• _Records supplied_:
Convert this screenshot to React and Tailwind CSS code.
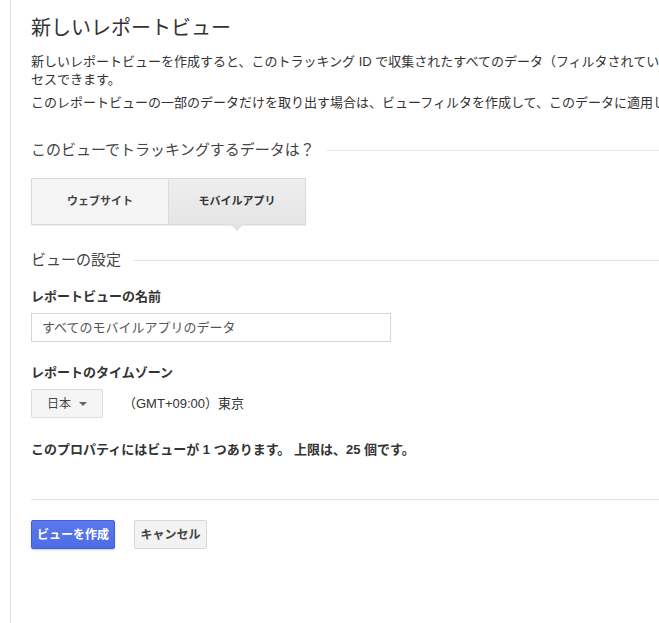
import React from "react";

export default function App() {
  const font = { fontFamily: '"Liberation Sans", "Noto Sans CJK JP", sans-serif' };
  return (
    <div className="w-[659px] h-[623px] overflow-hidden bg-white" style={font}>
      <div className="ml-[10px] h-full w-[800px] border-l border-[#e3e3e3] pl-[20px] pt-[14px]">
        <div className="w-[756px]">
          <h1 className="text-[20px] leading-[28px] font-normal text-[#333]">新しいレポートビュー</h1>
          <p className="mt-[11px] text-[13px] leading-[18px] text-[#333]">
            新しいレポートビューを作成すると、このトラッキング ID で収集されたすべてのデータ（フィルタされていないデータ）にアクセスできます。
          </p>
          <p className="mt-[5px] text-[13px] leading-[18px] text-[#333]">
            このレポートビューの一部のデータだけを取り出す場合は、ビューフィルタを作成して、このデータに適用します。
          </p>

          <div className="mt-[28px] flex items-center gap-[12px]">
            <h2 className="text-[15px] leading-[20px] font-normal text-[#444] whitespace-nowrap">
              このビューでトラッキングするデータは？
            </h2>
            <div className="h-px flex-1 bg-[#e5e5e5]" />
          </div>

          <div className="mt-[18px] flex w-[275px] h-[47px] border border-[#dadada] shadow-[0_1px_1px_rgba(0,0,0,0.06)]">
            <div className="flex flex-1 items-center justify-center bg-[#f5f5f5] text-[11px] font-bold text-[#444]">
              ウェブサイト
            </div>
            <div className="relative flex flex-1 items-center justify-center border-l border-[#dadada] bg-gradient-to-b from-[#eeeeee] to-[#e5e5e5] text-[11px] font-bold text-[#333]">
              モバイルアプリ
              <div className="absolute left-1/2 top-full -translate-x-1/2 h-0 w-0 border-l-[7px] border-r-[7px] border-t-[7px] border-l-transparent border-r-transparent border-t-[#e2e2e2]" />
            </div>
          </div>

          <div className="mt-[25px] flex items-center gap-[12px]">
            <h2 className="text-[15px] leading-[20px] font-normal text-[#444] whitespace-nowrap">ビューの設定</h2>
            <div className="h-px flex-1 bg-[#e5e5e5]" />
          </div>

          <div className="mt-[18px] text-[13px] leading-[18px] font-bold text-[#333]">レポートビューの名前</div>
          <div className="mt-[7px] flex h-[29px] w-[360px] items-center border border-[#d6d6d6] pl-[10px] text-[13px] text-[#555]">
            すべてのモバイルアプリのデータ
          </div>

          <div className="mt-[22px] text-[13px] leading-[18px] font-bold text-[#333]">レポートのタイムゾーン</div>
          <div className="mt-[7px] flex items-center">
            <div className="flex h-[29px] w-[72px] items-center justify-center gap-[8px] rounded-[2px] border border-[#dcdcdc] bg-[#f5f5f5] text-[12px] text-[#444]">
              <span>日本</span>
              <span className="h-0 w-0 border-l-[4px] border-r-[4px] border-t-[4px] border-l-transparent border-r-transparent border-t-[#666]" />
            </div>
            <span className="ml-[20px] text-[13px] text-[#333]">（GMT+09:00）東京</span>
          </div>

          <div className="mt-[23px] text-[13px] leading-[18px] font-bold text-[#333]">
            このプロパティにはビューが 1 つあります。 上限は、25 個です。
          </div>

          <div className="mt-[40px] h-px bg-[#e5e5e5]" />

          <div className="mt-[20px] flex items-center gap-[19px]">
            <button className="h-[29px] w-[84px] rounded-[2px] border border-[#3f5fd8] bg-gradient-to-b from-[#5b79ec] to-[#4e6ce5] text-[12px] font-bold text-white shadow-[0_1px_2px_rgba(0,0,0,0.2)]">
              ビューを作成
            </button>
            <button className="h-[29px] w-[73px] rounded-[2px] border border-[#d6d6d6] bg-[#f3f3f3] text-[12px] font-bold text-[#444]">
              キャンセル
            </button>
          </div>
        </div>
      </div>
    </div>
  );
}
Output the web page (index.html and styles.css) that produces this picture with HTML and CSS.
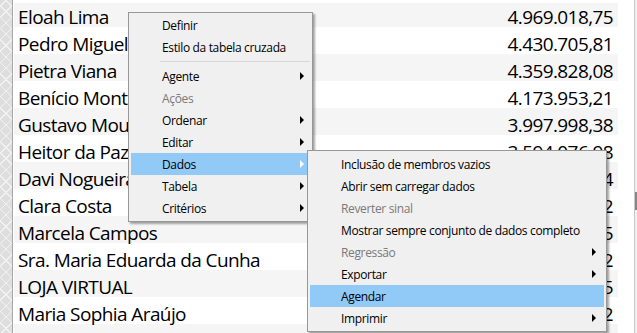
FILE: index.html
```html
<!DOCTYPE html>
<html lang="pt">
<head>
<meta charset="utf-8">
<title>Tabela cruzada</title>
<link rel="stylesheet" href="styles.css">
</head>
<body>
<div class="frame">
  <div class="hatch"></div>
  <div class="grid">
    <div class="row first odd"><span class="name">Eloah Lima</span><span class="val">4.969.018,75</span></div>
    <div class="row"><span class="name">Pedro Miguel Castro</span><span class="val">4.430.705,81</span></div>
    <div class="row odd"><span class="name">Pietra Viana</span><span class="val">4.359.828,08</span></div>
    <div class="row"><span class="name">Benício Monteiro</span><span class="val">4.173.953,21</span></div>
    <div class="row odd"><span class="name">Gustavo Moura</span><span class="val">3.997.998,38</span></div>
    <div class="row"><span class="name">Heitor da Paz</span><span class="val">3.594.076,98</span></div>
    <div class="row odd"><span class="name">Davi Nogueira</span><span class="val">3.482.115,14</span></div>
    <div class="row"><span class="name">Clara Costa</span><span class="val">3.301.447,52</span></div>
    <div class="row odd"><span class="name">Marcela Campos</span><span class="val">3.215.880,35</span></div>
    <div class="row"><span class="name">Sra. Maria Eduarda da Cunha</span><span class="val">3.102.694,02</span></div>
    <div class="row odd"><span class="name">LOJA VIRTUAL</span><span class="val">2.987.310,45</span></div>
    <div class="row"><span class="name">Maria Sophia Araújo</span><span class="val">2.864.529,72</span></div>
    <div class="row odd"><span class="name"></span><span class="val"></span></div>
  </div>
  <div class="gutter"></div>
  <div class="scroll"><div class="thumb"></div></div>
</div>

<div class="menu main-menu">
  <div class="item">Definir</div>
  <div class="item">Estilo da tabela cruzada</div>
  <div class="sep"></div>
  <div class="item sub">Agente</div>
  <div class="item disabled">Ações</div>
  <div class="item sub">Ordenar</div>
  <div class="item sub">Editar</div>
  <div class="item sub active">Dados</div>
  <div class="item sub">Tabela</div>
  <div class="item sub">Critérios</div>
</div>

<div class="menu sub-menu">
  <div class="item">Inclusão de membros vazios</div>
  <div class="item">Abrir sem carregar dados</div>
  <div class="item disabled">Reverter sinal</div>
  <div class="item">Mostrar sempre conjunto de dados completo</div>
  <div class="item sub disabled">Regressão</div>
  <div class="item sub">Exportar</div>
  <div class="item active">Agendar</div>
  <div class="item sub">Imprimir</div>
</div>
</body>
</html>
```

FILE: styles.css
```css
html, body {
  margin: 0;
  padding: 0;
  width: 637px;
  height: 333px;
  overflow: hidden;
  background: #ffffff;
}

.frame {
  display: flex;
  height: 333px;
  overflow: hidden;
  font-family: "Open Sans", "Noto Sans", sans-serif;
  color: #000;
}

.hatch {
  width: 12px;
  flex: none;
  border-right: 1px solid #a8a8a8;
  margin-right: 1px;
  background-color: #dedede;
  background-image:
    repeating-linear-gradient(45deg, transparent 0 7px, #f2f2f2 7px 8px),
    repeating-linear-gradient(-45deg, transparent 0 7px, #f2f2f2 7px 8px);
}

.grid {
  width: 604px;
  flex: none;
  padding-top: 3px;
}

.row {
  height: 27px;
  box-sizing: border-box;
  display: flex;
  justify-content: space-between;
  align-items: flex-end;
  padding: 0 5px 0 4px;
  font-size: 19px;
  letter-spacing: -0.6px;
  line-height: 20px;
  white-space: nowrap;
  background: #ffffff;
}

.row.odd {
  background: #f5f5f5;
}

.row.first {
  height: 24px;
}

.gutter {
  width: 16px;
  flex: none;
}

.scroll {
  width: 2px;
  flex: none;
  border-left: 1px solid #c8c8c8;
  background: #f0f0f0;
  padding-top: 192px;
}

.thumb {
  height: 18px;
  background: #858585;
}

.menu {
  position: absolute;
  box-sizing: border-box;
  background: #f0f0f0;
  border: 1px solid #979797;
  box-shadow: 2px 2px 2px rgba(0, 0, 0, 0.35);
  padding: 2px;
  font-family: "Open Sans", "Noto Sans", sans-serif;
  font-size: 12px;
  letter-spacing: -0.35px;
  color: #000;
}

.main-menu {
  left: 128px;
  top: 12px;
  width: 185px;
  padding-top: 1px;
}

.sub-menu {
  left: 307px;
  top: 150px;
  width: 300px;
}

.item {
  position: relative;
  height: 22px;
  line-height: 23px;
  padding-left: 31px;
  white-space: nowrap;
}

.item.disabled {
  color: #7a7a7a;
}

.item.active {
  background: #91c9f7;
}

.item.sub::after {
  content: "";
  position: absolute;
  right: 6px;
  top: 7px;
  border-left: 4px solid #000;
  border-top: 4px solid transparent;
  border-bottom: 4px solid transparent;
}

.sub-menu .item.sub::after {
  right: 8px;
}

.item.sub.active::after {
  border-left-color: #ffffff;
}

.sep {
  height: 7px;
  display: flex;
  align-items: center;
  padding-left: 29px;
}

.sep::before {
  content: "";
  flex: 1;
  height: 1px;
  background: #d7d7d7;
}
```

• _Stated exercise_:
Extract, word for word, each line from the top of the data down to and including the line with "import React from"; skip the pictures.

• _Solution to this task_:
Convert this screenshot to React and Tailwind CSS code.
import React from "react";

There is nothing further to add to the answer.